For those who have watched Siakam with a close eye, it was no surprise that Masai Ujiri championed his star in his exit interview: “That’s who you want to go to war with, to battle with. I’m proud of him.” What Siakam has gone through should illicit these types of responses. The fresh faced, late first round pick has transformed into a stoic and perceptive man. Never eager to accept heavy praise, and conscientious in the way he accepts constructive criticism. A consistent theme of every single Siakam presser: he doesn’t care if you think he’s the best player in the world, or the worst one, he’s just trying to be the type of player he and his loved ones are proud of. Under this approach, he had the best year of his career.

It took Siakam awhile to get back into the swing of things after hitting the lineup in early November. The process was fairly good from the moment he stepped back on the court, he had obviously been watching film to evaluate the spots on the floor he should be pursuing. But, this is a player who would end up isolating more than virtually every other player in the NBA over the course of the season, and closed out on more shooters than anyone else in the league.

Process can be quite fickle when you’re asked to do so much. So, for a time, Siakam spent more time screening and trying to play second fiddle to newly minted All-Star, Fred VanVleet. And that went quite well, while he was trying to get his feel for the game back in check. He cut out pull-up threes, he spent more time rebounding the ball, and he leaned hard into defense after underwhelming a little bit upon his return. All of that worked, but it wasn’t the full picture of who Siakam was as a player. He was still extremely important to winning games, but he hadn’t yet recaptured the off-the-dribble verve that spellbound so many defenders and unleashed his potency as a scorer.

Siakam captured impact before venturing off to find his stardom. The way back from injury looks different for a lot of people, and this was Siakam’s.
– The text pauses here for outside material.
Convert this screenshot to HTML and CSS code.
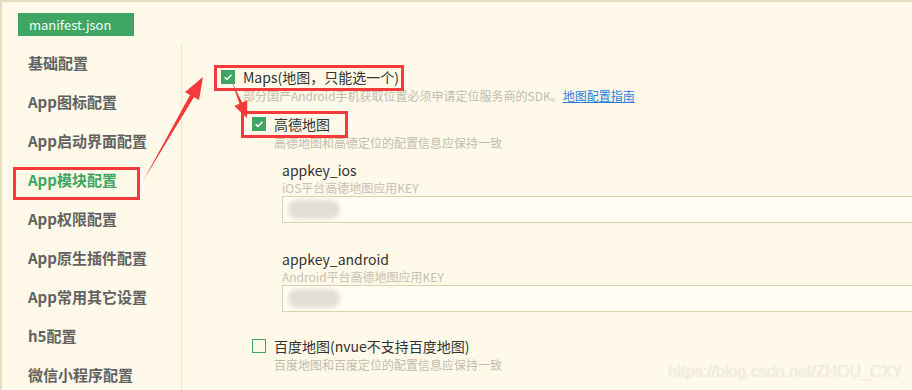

He did find that stardom, though. What followed was by far the best stretch of Siakam’s career, and a stretch that hasn’t ended yet, as it carried over into the playoffs.

Munching on the fruits of his labour, Siakam undid every scouting report that was thrown his way. The pull-up jumpshot he’s worked on for years gave him the counter to pack-line defenses that denied him the paint. The grueling Tampa year helped provide him with answers for doubles (which he received at a top-10 rate leaguewide) whether that was as a scorer, or a facilitator. And his resolve kept him driving to the bucket through cracks that ants might categorize as too small. Bigs were too slow, wings and guards too weak, and even the defenders who used to give him fits in the past were out of their depth trying to handle him. Stopping Siakam is objectively a team-wide problem to solve, and every teammate who he shares the floor with benefits from that.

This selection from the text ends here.